## DO THIS
Only the lines from the line that has "Clone this screenshot" through the line that has "text-center text-[48px] font-bold" should be reproduced, exactly and with both ends kept.

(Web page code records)

....................

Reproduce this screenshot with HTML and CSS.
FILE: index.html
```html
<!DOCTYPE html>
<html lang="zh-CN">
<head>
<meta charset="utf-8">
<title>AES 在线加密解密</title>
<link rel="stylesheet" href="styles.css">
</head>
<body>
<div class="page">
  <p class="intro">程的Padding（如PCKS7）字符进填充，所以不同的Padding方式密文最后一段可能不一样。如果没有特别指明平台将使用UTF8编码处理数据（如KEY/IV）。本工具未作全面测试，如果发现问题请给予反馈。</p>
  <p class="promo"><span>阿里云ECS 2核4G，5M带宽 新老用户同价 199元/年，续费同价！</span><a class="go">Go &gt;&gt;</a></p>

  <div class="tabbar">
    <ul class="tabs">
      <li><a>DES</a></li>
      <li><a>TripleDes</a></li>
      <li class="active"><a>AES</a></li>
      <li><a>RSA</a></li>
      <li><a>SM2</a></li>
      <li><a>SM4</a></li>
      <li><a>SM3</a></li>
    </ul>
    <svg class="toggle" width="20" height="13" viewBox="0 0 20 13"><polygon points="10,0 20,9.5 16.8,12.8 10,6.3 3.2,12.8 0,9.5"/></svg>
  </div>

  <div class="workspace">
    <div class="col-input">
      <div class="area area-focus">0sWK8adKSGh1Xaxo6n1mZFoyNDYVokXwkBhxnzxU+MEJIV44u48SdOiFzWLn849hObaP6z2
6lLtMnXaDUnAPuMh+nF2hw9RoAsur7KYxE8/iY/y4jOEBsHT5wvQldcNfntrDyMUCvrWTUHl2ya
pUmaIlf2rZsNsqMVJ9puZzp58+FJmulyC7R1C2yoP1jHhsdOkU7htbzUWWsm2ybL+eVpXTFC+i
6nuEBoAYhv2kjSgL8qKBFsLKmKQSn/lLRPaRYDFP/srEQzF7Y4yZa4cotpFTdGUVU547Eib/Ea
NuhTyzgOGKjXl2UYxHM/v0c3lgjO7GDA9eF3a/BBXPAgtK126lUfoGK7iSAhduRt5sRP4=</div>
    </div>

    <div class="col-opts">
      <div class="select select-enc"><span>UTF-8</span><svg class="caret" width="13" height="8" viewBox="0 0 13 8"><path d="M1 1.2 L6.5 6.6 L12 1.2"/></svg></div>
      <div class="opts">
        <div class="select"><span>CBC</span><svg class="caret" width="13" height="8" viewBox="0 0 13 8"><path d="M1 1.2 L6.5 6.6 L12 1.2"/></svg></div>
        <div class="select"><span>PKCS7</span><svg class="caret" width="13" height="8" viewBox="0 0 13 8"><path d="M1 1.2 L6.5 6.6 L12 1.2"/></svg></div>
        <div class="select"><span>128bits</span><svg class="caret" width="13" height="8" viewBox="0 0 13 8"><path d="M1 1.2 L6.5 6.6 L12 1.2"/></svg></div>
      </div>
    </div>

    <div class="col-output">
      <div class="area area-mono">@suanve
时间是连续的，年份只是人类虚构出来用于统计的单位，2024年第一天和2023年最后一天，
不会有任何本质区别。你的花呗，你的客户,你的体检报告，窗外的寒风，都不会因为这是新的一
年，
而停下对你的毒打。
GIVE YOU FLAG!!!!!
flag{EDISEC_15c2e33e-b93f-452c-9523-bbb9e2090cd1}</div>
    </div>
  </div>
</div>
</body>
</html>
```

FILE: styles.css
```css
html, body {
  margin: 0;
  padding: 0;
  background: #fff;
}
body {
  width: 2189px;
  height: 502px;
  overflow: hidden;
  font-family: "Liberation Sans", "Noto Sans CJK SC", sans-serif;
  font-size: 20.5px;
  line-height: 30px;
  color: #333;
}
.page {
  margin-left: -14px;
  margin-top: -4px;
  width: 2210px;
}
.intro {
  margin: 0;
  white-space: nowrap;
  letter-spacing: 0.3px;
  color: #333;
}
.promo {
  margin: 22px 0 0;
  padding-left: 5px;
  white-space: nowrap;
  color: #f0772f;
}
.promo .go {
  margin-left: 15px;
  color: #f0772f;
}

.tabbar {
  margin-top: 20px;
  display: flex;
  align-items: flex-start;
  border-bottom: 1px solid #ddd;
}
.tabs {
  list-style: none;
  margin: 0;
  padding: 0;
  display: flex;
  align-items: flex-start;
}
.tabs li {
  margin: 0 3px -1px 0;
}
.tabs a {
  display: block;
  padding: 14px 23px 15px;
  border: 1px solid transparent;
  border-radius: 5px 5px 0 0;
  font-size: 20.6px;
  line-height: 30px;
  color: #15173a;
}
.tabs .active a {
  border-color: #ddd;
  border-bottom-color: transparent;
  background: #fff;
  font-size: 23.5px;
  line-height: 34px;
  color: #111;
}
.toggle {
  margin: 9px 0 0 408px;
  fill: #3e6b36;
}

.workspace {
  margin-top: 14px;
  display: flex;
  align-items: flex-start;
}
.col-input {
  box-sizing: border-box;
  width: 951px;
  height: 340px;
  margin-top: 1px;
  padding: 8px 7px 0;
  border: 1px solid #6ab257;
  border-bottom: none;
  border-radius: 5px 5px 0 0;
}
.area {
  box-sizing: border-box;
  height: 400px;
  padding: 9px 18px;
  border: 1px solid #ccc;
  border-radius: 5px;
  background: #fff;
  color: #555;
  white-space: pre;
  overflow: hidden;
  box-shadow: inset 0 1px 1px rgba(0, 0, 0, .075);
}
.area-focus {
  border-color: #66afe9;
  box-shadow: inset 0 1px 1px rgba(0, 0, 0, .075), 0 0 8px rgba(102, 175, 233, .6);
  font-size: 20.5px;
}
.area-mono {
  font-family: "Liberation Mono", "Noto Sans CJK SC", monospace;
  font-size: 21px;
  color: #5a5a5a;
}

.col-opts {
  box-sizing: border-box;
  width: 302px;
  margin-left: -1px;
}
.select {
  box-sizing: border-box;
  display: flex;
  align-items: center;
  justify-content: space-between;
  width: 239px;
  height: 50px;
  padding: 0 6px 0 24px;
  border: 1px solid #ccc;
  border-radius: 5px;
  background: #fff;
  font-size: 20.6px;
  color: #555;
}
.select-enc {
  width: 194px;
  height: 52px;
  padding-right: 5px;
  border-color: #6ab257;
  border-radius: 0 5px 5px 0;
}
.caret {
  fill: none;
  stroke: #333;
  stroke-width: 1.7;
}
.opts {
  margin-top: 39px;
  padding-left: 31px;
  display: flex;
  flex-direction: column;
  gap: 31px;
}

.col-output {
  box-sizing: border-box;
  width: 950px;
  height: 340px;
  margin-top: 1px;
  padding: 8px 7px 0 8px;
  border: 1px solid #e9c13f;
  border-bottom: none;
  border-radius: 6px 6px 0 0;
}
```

....................

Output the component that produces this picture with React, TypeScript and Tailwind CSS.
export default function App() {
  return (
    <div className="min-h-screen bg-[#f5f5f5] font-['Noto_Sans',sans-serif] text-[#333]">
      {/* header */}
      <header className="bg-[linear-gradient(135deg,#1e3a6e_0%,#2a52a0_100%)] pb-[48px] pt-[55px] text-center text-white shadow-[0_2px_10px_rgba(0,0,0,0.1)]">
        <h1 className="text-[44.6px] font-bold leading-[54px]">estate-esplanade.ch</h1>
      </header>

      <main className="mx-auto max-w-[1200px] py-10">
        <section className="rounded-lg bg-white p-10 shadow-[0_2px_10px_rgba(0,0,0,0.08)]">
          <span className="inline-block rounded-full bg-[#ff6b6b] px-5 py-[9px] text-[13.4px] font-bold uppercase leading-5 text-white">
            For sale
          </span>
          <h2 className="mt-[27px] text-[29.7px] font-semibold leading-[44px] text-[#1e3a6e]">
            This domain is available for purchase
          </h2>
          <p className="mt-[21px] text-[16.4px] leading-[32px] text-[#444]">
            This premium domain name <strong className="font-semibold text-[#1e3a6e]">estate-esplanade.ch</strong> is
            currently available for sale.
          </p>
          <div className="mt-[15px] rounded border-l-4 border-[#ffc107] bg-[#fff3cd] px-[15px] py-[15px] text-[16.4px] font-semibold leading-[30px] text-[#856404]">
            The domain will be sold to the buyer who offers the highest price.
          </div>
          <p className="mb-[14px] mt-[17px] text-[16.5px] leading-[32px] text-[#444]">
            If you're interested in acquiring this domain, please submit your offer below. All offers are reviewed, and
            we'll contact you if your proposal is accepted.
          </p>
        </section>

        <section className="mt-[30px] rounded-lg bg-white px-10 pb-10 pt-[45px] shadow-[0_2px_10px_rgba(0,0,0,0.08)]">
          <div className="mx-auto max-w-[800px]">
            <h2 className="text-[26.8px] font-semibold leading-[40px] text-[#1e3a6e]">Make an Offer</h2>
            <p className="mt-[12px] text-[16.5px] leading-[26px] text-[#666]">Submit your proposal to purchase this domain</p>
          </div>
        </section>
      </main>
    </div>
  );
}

....................

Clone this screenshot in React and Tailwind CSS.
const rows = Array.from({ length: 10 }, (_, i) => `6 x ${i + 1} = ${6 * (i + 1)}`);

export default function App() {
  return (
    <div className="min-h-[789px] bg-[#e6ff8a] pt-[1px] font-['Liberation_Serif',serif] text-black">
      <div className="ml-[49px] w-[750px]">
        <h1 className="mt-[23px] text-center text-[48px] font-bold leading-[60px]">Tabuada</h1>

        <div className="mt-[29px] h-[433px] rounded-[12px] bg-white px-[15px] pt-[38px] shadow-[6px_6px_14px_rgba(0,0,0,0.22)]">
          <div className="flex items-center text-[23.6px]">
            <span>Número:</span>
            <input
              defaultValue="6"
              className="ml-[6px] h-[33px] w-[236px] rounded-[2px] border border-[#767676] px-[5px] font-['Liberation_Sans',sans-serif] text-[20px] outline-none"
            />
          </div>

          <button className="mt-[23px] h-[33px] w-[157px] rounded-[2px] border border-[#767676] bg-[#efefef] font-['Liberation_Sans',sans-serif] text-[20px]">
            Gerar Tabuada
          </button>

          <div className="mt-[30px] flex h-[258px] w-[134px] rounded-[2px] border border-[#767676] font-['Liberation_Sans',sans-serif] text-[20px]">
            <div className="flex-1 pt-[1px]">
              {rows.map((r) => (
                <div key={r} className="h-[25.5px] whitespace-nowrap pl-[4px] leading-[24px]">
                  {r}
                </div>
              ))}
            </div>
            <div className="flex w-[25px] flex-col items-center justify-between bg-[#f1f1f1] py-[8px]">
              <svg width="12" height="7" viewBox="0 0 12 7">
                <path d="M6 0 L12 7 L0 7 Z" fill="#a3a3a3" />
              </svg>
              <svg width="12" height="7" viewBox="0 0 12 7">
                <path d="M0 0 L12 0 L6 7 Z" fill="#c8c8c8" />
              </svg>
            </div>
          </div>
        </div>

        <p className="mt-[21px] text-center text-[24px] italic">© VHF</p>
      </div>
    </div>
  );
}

....................

## ANSWER FOR THE TASK
Clone this screenshot in React and Tailwind CSS.
const rows = Array.from({ length: 10 }, (_, i) => `6 x ${i + 1} = ${6 * (i + 1)}`);

export default function App() {
  return (
    <div className="min-h-[789px] bg-[#e6ff8a] pt-[1px] font-['Liberation_Serif',serif] text-black">
      <div className="ml-[49px] w-[750px]">
        <h1 className="mt-[23px] text-center text-[48px] font-bold leading-[60px]">Tabuada</h1>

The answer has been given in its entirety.